In terzo luogo il dovere. Il dovere ed il senso del dovere appaiono, o meglio vengono fatti apparire, sempre più come un pesante fardello sulla libertà dell’individuo. Alla ricerca dell’utile e del necessario si è ormai sostituita la ricerca del vantaggioso e del superfluo. Gli anni Ot­tanta, che hanno fortunatamente preso il posto degli anni di piombo, restituendoci un clima più disteso, hanno purtroppo favorito anche il riflusso nel privato, declinando l’intera società nell’edonismo teso alla ricerca della felicità individuale ad ogni costo. Qualcuno diceva “è la nave che va”, ma in realtà era solo un ” fin che la barca va”.
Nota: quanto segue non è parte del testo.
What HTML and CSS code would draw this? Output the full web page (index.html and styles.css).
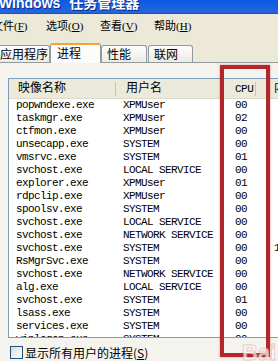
FILE: index.html
```html
<!doctype html>
<html>
  <head>
    <meta charset="utf-8">
    <title>Windows 任务管理器</title>
    <link rel="stylesheet" href="styles.css">
  </head>
  <body>
    <div class='window'>
      <div class='titlebar'>
        <div class='title'>Windows 任务管理器</div>
      </div>

      <nav class='menubar'>
        <span class='menu-item'>文件(<u>F</u>)</span>
        <span class='menu-item'>选项(<u>O</u>)</span>
        <span class='menu-item'>查看(<u>V</u>)</span>
        <span class='menu-item'>帮助(<u>H</u>)</span>
      </nav>

      <div class='tabs'>
        <div class='tab tab-first'>应用程序</div>
        <div class='tab tab-active'>进程</div>
        <div class='tab'>性能</div>
        <div class='tab tab-last'>联网</div>
      </div>

      <main class='panel'>
        <div class='list'>
          <div class='list-head'>
            <div class='col col-name'>映像名称</div>
            <div class='col col-user'>用户名</div>
            <div class='col col-cpu'>CPU</div>
            <div class='col col-mem'>内存使用</div>
          </div>

          <div class='row'><span class='col col-name'>popwndexe.exe</span><span class='col col-user'>XPMUser</span><span class='col col-cpu'>00</span><span class='col col-mem'></span></div>
          <div class='row'><span class='col col-name'>taskmgr.exe</span><span class='col col-user'>XPMUser</span><span class='col col-cpu'>02</span><span class='col col-mem'></span></div>
          <div class='row'><span class='col col-name'>ctfmon.exe</span><span class='col col-user'>XPMUser</span><span class='col col-cpu'>00</span><span class='col col-mem'></span></div>
          <div class='row'><span class='col col-name'>unsecapp.exe</span><span class='col col-user'>SYSTEM</span><span class='col col-cpu'>00</span><span class='col col-mem'></span></div>
          <div class='row'><span class='col col-name'>vmsrvc.exe</span><span class='col col-user'>SYSTEM</span><span class='col col-cpu'>01</span><span class='col col-mem'></span></div>
          <div class='row'><span class='col col-name'>svchost.exe</span><span class='col col-user'>LOCAL SERVICE</span><span class='col col-cpu'>00</span><span class='col col-mem'></span></div>
          <div class='row'><span class='col col-name'>explorer.exe</span><span class='col col-user'>XPMUser</span><span class='col col-cpu'>01</span><span class='col col-mem'></span></div>
          <div class='row'><span class='col col-name'>rdpclip.exe</span><span class='col col-user'>XPMUser</span><span class='col col-cpu'>00</span><span class='col col-mem'></span></div>
          <div class='row'><span class='col col-name'>spoolsv.exe</span><span class='col col-user'>SYSTEM</span><span class='col col-cpu'>00</span><span class='col col-mem'></span></div>
          <div class='row'><span class='col col-name'>svchost.exe</span><span class='col col-user'>LOCAL SERVICE</span><span class='col col-cpu'>00</span><span class='col col-mem'></span></div>
          <div class='row'><span class='col col-name'>svchost.exe</span><span class='col col-user'>NETWORK SERVICE</span><span class='col col-cpu'>00</span><span class='col col-mem'></span></div>
          <div class='row'><span class='col col-name'>svchost.exe</span><span class='col col-user'>SYSTEM</span><span class='col col-cpu'>00</span><span class='col col-mem'>19,216 K</span></div>
          <div class='row'><span class='col col-name'>RsMgrSvc.exe</span><span class='col col-user'>SYSTEM</span><span class='col col-cpu'>00</span><span class='col col-mem'></span></div>
          <div class='row'><span class='col col-name'>svchost.exe</span><span class='col col-user'>NETWORK SERVICE</span><span class='col col-cpu'>00</span><span class='col col-mem'></span></div>
          <div class='row'><span class='col col-name'>alg.exe</span><span class='col col-user'>LOCAL SERVICE</span><span class='col col-cpu'>00</span><span class='col col-mem'></span></div>
          <div class='row'><span class='col col-name'>svchost.exe</span><span class='col col-user'>SYSTEM</span><span class='col col-cpu'>01</span><span class='col col-mem'></span></div>
          <div class='row'><span class='col col-name'>lsass.exe</span><span class='col col-user'>SYSTEM</span><span class='col col-cpu'>00</span><span class='col col-mem'></span></div>
          <div class='row'><span class='col col-name'>services.exe</span><span class='col col-user'>SYSTEM</span><span class='col col-cpu'>00</span><span class='col col-mem'></span></div>
          <div class='row'><span class='col col-name'>winlogon.exe</span><span class='col col-user'>SYSTEM</span><span class='col col-cpu'>00</span><span class='col col-mem'></span></div>
        </div>

        <label class='show-all'>
          <span class='checkbox'></span>
          <span>显示所有用户的进程(<u>S</u>)</span>
        </label>
      </main>

      <!-- red marker drawn over the CPU column -->
      <div class='highlight'></div>
      <div class='watermark'>Bai</div>
    </div>
  </body>
</html>
```

FILE: styles.css
```css
:root {
  --window-color: #ece9d8;
  --panel-color: #f4f3ee;
  --tab-border: #919b9c;
  --list-border: #7f9db9;
  --marker-color: #b3262c;
  --cjk: "Noto Sans CJK SC";
}

body {
  margin: 0;
  background: var(--window-color);
}

.window {
  position: relative;
  width: 278px;
  height: 361px;
  overflow: hidden;
  background: var(--window-color);
}

.titlebar {
  height: 14px;
  overflow: hidden;
  background: linear-gradient(#0a5ae6, #2767d8);
  border-bottom: 1px solid #1d4fb8;
  box-sizing: border-box;
}

.title {
  margin-top: -4px;
  margin-left: -1px;
  font: bold 14px/14px "Liberation Sans", var(--cjk), sans-serif;
  word-spacing: 5px;
  color: #fff;
  text-shadow: 1px 1px #0b2a8a;
  white-space: nowrap;
}

.menubar {
  display: flex;
  height: 24px;
  margin-left: -8px;
  font: 11px/25px "Liberation Serif", var(--cjk), serif;
  color: #000;
  white-space: nowrap;
}

.menu-item {
  flex: none;
  width: 54px;
}

.tabs {
  display: flex;
  align-items: flex-end;
  height: 24px;
  margin-left: -7px;
  position: relative;
  z-index: 1;
}

.tab {
  flex: none;
  box-sizing: border-box;
  width: 46px;
  height: 17px;
  padding-left: 5px;
  border: 1px solid var(--tab-border);
  border-bottom: none;
  border-radius: 3px 3px 0 0;
  background: linear-gradient(#fefefe, #ecebe5);
  font: 12px/15px var(--cjk), sans-serif;
  color: #000;
}

.tab-first {
  width: 57px;
  padding-left: 6px;
}

.tab-last {
  width: 45px;
  margin-left: 1px;
}

.tab-active {
  width: 51px;
  height: 20px;
  margin-bottom: -1px;
  padding-left: 6px;
  border-top: 2px solid #f3a33c;
  background: #fcfcfa;
  line-height: 15px;
}

.panel {
  margin-left: -2px;
  padding: 15px 0 0 9px;
  height: 320px;
  border-top: 1px solid var(--tab-border);
  border-left: 1px solid var(--tab-border);
  background: var(--panel-color);
}

.list {
  box-sizing: border-box;
  width: 400px;
  height: 260px;
  overflow: hidden;
  border: 1px solid var(--list-border);
  background: #fff;
}

.list-head {
  display: flex;
  height: 20px;
  box-sizing: border-box;
  border-bottom: 1px solid #dcd9c9;
  background: #ebeadb;
  font: 12px/20px "Liberation Mono", var(--cjk), monospace;
  color: #000;
  white-space: nowrap;
}

.list-head .col {
  background: linear-gradient(#c7c5b2, #c7c5b2) no-repeat right 0 center / 1px 14px;
}

.list-head .col-cpu {
  font-size: 11px;
  letter-spacing: -0.5px;
}

.row {
  display: flex;
  height: 13px;
  font: 11px/13px "Liberation Mono", monospace;
  letter-spacing: -0.6px;
  color: #000;
  white-space: nowrap;
}

.col {
  flex: none;
  box-sizing: border-box;
  overflow: hidden;
}

.col-name {
  width: 107px;
  padding-left: 7px;
}

.col-user {
  width: 106px;
  padding-left: 7px;
}

.col-cpu {
  width: 34px;
  padding-left: 13px;
}

.col-mem {
  width: 100px;
  padding-left: 18px;
}

.list-head .col-name {
  padding-left: 9px;
}

.list-head .col-user {
  padding-left: 10px;
}

.show-all {
  display: flex;
  align-items: center;
  gap: 2px;
  margin: 8px 0 0 2px;
  font: 12px/13px var(--cjk), sans-serif;
  color: #000;
  white-space: nowrap;
}

.checkbox {
  flex: none;
  box-sizing: border-box;
  width: 13px;
  height: 13px;
  border: 1px solid #1c5180;
  background: linear-gradient(135deg, #dcdbd5, #fff);
}

.highlight {
  position: absolute;
  left: 220px;
  top: 65px;
  width: 50px;
  height: 292px;
  box-sizing: border-box;
  border: 4px solid var(--marker-color);
  box-shadow: 0 0 2px rgba(179, 38, 44, 0.5);
}

.watermark {
  position: absolute;
  left: 242px;
  top: 342px;
  font: bold 22px/22px "Liberation Sans", sans-serif;
  color: rgba(255, 255, 255, 0.7);
  -webkit-text-stroke: 1px rgba(214, 150, 152, 0.5);
}
```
Non è rimasto quasi nulla del Paese che, con il grande lavoro e im­pegno degli anni del dopo guerra ha portato a quel boom economico che ha prodotto bellezza, fantasia e competitività. La conquista del be­nessere, tranne rare eccezioni, non è più il risultato dell’impegno, dello studio, del sacrificio e della costanza – attività che molto condividono con il “dovere” – ma di operazioni spericolate condotte all’ombra del potere politico e di furbesche rapine ai danni della collettività.

Ma c’è ancora chi, per senso del dovere, resiste. E la resistenza, a sua volta, trova la sua forza nel senso del dovere.

La facciata laterale dell’ingresso del Comune di Bologna è tappez­zata dalle foto dei martiri della Resistenza di quella città. Da quelle fo­to ci guardano coloro che hanno dato la vita per la nostra libertà. Ra­gazzi, giovani donne, madri e padri di famiglia, anziani. Ci guardano chiedendoci: “Noi abbiamo fatto il nostro dovere, cosa state facendo voi?”. Non è retorica affermare che nei loro confronti abbiamo tutti, anche coloro che non ne condividono gli ideali, una responsabilità, quella di non rendere inutile il loro sacrificio. Un sacrificio fatto per tutti e non per una parte, perché, come recita la bellissima poesia di Piero Calamandrei, la resistenza fu un “patto giurato fra uomini liberi, che volontari si adunarono per dignità, non per odio, decisi a riscat­tare la vergogna ed il terrore del mondo”.

Questa libertà va utilizzata per far crescere il nostro Paese; dob­biamo fare della responsabilità e dell’assolvimento del dovere un pun­to di orgoglio. Il senso del dovere è una delle armi più formidabili per resistere.

Insomma, siamo accerchiati, ma qualche formidabile arma per resi­stere, e magari vincere, l’abbiamo. Ma quale può essere la strategia e chi può metterla in atto?